### Task to carry out
Quote all of the data exactly as given. Skip every picture it contains.

### Dataset content
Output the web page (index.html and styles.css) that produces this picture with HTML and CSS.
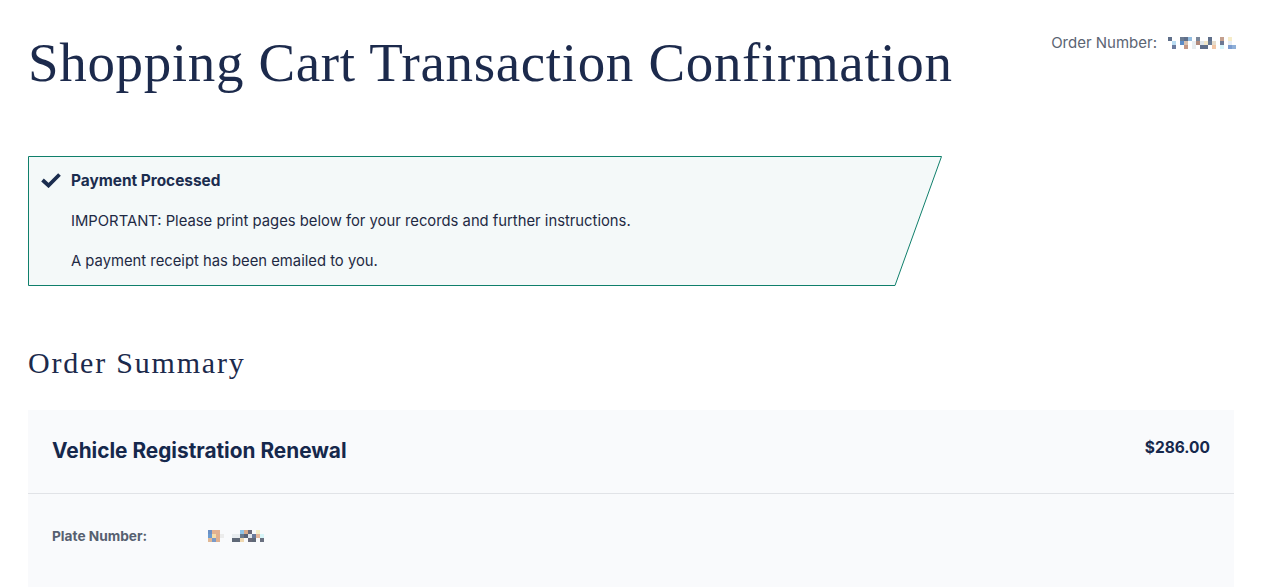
FILE: index.html
```html
<!DOCTYPE html>
<html lang="en">
<head>
<meta charset="utf-8">
<title>Shopping Cart Transaction Confirmation</title>
<link rel="stylesheet" href="styles.css">
</head>
<body>
<div class="page">
  <header class="top">
    <h1 class="title">Shopping Cart Transaction Confirmation</h1>
    <div class="order-no">
      <span class="order-label">Order Number:</span>
      <span class="mosaic order-mosaic">
        <i style="background:#5f6f8a"></i><i></i><i></i><i style="background:#6b7b91"></i><i style="background:#5f6f8a"></i><i style="background:#93bde0"></i><i></i><i style="background:#7a8699"></i><i></i><i></i><i style="background:#5f6f8a"></i><i></i><i></i><i style="background:#c4a08e"></i><i></i><i style="background:#f6ecc8"></i><i></i>
        <i></i><i style="background:#b9dcf2"></i><i></i><i style="background:#5d8cc6"></i><i style="background:#d9c0ad"></i><i></i><i style="background:#e8eef2"></i><i style="background:#b08a7c"></i><i style="background:#dfe5ea"></i><i style="background:#f1e6c8"></i><i style="background:#6a7a94"></i><i style="background:#e6dccb"></i><i></i><i style="background:#6b7893"></i><i></i><i style="background:#e7eef3"></i><i></i>
        <i></i><i style="background:#6b7b9e"></i><i></i><i></i><i style="background:#c49784"></i><i></i><i style="background:#e7ecef"></i><i></i><i style="background:#5f6e8a"></i><i style="background:#5f6e8a"></i><i></i><i style="background:#f2c6a5"></i><i></i><i style="background:#d5f4fa"></i><i></i><i style="background:#7b9cd0"></i><i style="background:#8fb0d8"></i>
      </span>
    </div>
  </header>

  <section class="alert">
    <svg class="alert-shape" viewBox="0 0 914 130" preserveAspectRatio="none" aria-hidden="true">
      <polygon points="0.5,0.5 913.5,0.5 867,129.5 0.5,129.5" fill="#f4f9f9" stroke="#0f7f6b" stroke-width="1"/>
    </svg>
    <div class="alert-body">
      <div class="alert-head">
        <svg class="check" viewBox="0 0 20 16" aria-hidden="true"><path d="M1.5 8 L7.5 13.5 L18.5 2.5" fill="none" stroke="#1b2d4f" stroke-width="3.8" stroke-linejoin="miter" stroke-linecap="butt"/></svg>
        <span>Payment Processed</span>
      </div>
      <p class="alert-text">IMPORTANT: Please print pages below for your records and further instructions.</p>
      <p class="alert-text">A payment receipt has been emailed to you.</p>
    </div>
  </section>

  <h2 class="section-title">Order Summary</h2>

  <section class="card">
    <div class="card-head">
      <h3 class="item-name">Vehicle Registration Renewal</h3>
      <span class="price">$286.00</span>
    </div>
    <div class="card-row">
      <span class="row-label">Plate Number:</span>
      <span class="mosaic plate-mosaic">
        <i style="background:#6a8fc4"></i><i style="background:#e2b191"></i><i style="background:#e2b191"></i><i></i><i></i><i></i><i></i><i></i><i style="background:#8fc4e8"></i><i style="background:#d7a98a"></i><i style="background:#6a6a7a"></i><i></i><i style="background:#f6eec8"></i><i></i>
        <i style="background:#6a9ad0"></i><i style="background:#f5dcaa"></i><i style="background:#e0b090"></i><i style="background:#ececec"></i><i></i><i></i><i style="background:#e8ecef"></i><i style="background:#e8ecef"></i><i style="background:#6a7a8e"></i><i style="background:#5a6376"></i><i style="background:#e0e6ec"></i><i style="background:#6a7a9a"></i><i style="background:#e6b89a"></i><i style="background:#d8f5f8"></i>
        <i style="background:#e0b896"></i><i style="background:#7a9ac8"></i><i style="background:#e0b090"></i><i></i><i></i><i></i><i style="background:#5f6877"></i><i style="background:#5f6877"></i><i style="background:#f0d8b0"></i><i></i><i style="background:#6a6a7a"></i><i style="background:#5f6877"></i><i></i><i style="background:#6a7080"></i>
      </span>
    </div>
  </section>
</div>
</body>
</html>
```

FILE: styles.css
```css
* { box-sizing: border-box; }
html, body { margin: 0; padding: 0; background: #ffffff; }
body {
  font-family: "Inter", "Noto Sans", sans-serif;
  color: #1b2d4f;
}
.page {
  padding: 0 34px 0 28px;
}
.top {
  display: flex;
  justify-content: space-between;
  align-items: flex-start;
}
.title {
  margin: 30px 0 0 0;
  font-family: "Liberation Serif", "Times New Roman", serif;
  font-weight: 400;
  font-size: 55px;
  letter-spacing: 0.65px;
  line-height: 66px;
  color: #1c2a4c;
}
.order-no {
  margin-top: 33px;
  margin-right: -2px;
  display: flex;
  align-items: center;
  gap: 11px;
  font-size: 15px;
  color: #5b6473;
}
.mosaic {
  display: inline-grid;
  grid-auto-rows: 4px;
}
.mosaic i { display: block; }
.order-mosaic { grid-template-columns: repeat(17, 4px); }
.plate-mosaic { grid-template-columns: repeat(14, 4px); }

.alert {
  position: relative;
  width: 914px;
  height: 130px;
  margin-top: 60px;
}
.alert-shape {
  position: absolute;
  inset: 0;
  width: 100%;
  height: 100%;
}
.alert-body {
  position: relative;
  padding: 13px 0 0 13px;
}
.alert-head {
  display: flex;
  align-items: center;
  gap: 10px;
  font-weight: 700;
  font-size: 15.4px;
  height: 22px;
}
.check { width: 20px; height: 16px; }
.alert-text {
  margin: 20px 0 0 30px;
  font-size: 14.8px;
  line-height: 20px;
  color: #1e2a44;
}
.alert-text + .alert-text { margin-top: 20px; }

.section-title {
  margin: 59px 0 0 0;
  font-family: "Liberation Serif", "Times New Roman", serif;
  font-weight: 400;
  font-size: 30px;
  letter-spacing: 1.8px;
  line-height: 36px;
  color: #1c2a4c;
}
.card {
  margin-top: 29px;
  background: #f9fafc;
  min-height: 180px;
}
.card-head {
  display: flex;
  justify-content: space-between;
  align-items: flex-start;
  height: 84px;
  padding: 0 24px;
  border-bottom: 1px solid #e1e3e7;
}
.item-name {
  margin: 28px 0 0 0;
  font-size: 20.8px;
  font-weight: 700;
  color: #16284c;
}
.price {
  margin-top: 28px;
  font-size: 15.5px;
  font-weight: 700;
  color: #16284c;
}
.card-row {
  display: flex;
  align-items: center;
  padding: 34px 24px 0 24px;
}
.row-label {
  width: 156px;
  font-size: 13.7px;
  font-weight: 700;
  color: #566070;
}
```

### Exercise output
Output the web page (index.html and styles.css) that produces this picture with HTML and CSS.
FILE: index.html
```html
<!DOCTYPE html>
<html lang="en">
<head>
<meta charset="utf-8">
<title>Shopping Cart Transaction Confirmation</title>
<link rel="stylesheet" href="styles.css">
</head>
<body>
<div class="page">
  <header class="top">
    <h1 class="title">Shopping Cart Transaction Confirmation</h1>
    <div class="order-no">
      <span class="order-label">Order Number:</span>
      <span class="mosaic order-mosaic">
        <i style="background:#5f6f8a"></i><i></i><i></i><i style="background:#6b7b91"></i><i style="background:#5f6f8a"></i><i style="background:#93bde0"></i><i></i><i style="background:#7a8699"></i><i></i><i></i><i style="background:#5f6f8a"></i><i></i><i></i><i style="background:#c4a08e"></i><i></i><i style="background:#f6ecc8"></i><i></i>
        <i></i><i style="background:#b9dcf2"></i><i></i><i style="background:#5d8cc6"></i><i style="background:#d9c0ad"></i><i></i><i style="background:#e8eef2"></i><i style="background:#b08a7c"></i><i style="background:#dfe5ea"></i><i style="background:#f1e6c8"></i><i style="background:#6a7a94"></i><i style="background:#e6dccb"></i><i></i><i style="background:#6b7893"></i><i></i><i style="background:#e7eef3"></i><i></i>
        <i></i><i style="background:#6b7b9e"></i><i></i><i></i><i style="background:#c49784"></i><i></i><i style="background:#e7ecef"></i><i></i><i style="background:#5f6e8a"></i><i style="background:#5f6e8a"></i><i></i><i style="background:#f2c6a5"></i><i></i><i style="background:#d5f4fa"></i><i></i><i style="background:#7b9cd0"></i><i style="background:#8fb0d8"></i>
      </span>
    </div>
  </header>

  <section class="alert">
    <svg class="alert-shape" viewBox="0 0 914 130" preserveAspectRatio="none" aria-hidden="true">
      <polygon points="0.5,0.5 913.5,0.5 867,129.5 0.5,129.5" fill="#f4f9f9" stroke="#0f7f6b" stroke-width="1"/>
    </svg>
    <div class="alert-body">
      <div class="alert-head">
        <svg class="check" viewBox="0 0 20 16" aria-hidden="true"><path d="M1.5 8 L7.5 13.5 L18.5 2.5" fill="none" stroke="#1b2d4f" stroke-width="3.8" stroke-linejoin="miter" stroke-linecap="butt"/></svg>
        <span>Payment Processed</span>
      </div>
      <p class="alert-text">IMPORTANT: Please print pages below for your records and further instructions.</p>
      <p class="alert-text">A payment receipt has been emailed to you.</p>
    </div>
  </section>

  <h2 class="section-title">Order Summary</h2>

  <section class="card">
    <div class="card-head">
      <h3 class="item-name">Vehicle Registration Renewal</h3>
      <span class="price">$286.00</span>
    </div>
    <div class="card-row">
      <span class="row-label">Plate Number:</span>
      <span class="mosaic plate-mosaic">
        <i style="background:#6a8fc4"></i><i style="background:#e2b191"></i><i style="background:#e2b191"></i><i></i><i></i><i></i><i></i><i></i><i style="background:#8fc4e8"></i><i style="background:#d7a98a"></i><i style="background:#6a6a7a"></i><i></i><i style="background:#f6eec8"></i><i></i>
        <i style="background:#6a9ad0"></i><i style="background:#f5dcaa"></i><i style="background:#e0b090"></i><i style="background:#ececec"></i><i></i><i></i><i style="background:#e8ecef"></i><i style="background:#e8ecef"></i><i style="background:#6a7a8e"></i><i style="background:#5a6376"></i><i style="background:#e0e6ec"></i><i style="background:#6a7a9a"></i><i style="background:#e6b89a"></i><i style="background:#d8f5f8"></i>
        <i style="background:#e0b896"></i><i style="background:#7a9ac8"></i><i style="background:#e0b090"></i><i></i><i></i><i></i><i style="background:#5f6877"></i><i style="background:#5f6877"></i><i style="background:#f0d8b0"></i><i></i><i style="background:#6a6a7a"></i><i style="background:#5f6877"></i><i></i><i style="background:#6a7080"></i>
      </span>
    </div>
  </section>
</div>
</body>
</html>
```

FILE: styles.css
```css
* { box-sizing: border-box; }
html, body { margin: 0; padding: 0; background: #ffffff; }
body {
  font-family: "Inter", "Noto Sans", sans-serif;
  color: #1b2d4f;
}
.page {
  padding: 0 34px 0 28px;
}
.top {
  display: flex;
  justify-content: space-between;
  align-items: flex-start;
}
.title {
  margin: 30px 0 0 0;
  font-family: "Liberation Serif", "Times New Roman", serif;
  font-weight: 400;
  font-size: 55px;
  letter-spacing: 0.65px;
  line-height: 66px;
  color: #1c2a4c;
}
.order-no {
  margin-top: 33px;
  margin-right: -2px;
  display: flex;
  align-items: center;
  gap: 11px;
  font-size: 15px;
  color: #5b6473;
}
.mosaic {
  display: inline-grid;
  grid-auto-rows: 4px;
}
.mosaic i { display: block; }
.order-mosaic { grid-template-columns: repeat(17, 4px); }
.plate-mosaic { grid-template-columns: repeat(14, 4px); }

.alert {
  position: relative;
  width: 914px;
  height: 130px;
  margin-top: 60px;
}
.alert-shape {
  position: absolute;
  inset: 0;
  width: 100%;
  height: 100%;
}
.alert-body {
  position: relative;
  padding: 13px 0 0 13px;
}
.alert-head {
  display: flex;
  align-items: center;
  gap: 10px;
  font-weight: 700;
  font-size: 15.4px;
  height: 22px;
}
.check { width: 20px; height: 16px; }
.alert-text {
  margin: 20px 0 0 30px;
  font-size: 14.8px;
  line-height: 20px;
  color: #1e2a44;
}
.alert-text + .alert-text { margin-top: 20px; }

.section-title {
  margin: 59px 0 0 0;
  font-family: "Liberation Serif", "Times New Roman", serif;
  font-weight: 400;
  font-size: 30px;
  letter-spacing: 1.8px;
  line-height: 36px;
  color: #1c2a4c;
}
.card {
  margin-top: 29px;
  background: #f9fafc;
  min-height: 180px;
}
.card-head {
  display: flex;
  justify-content: space-between;
  align-items: flex-start;
  height: 84px;
  padding: 0 24px;
  border-bottom: 1px solid #e1e3e7;
}
.item-name {
  margin: 28px 0 0 0;
  font-size: 20.8px;
  font-weight: 700;
  color: #16284c;
}
.price {
  margin-top: 28px;
  font-size: 15.5px;
  font-weight: 700;
  color: #16284c;
}
.card-row {
  display: flex;
  align-items: center;
  padding: 34px 24px 0 24px;
}
.row-label {
  width: 156px;
  font-size: 13.7px;
  font-weight: 700;
  color: #566070;
}
```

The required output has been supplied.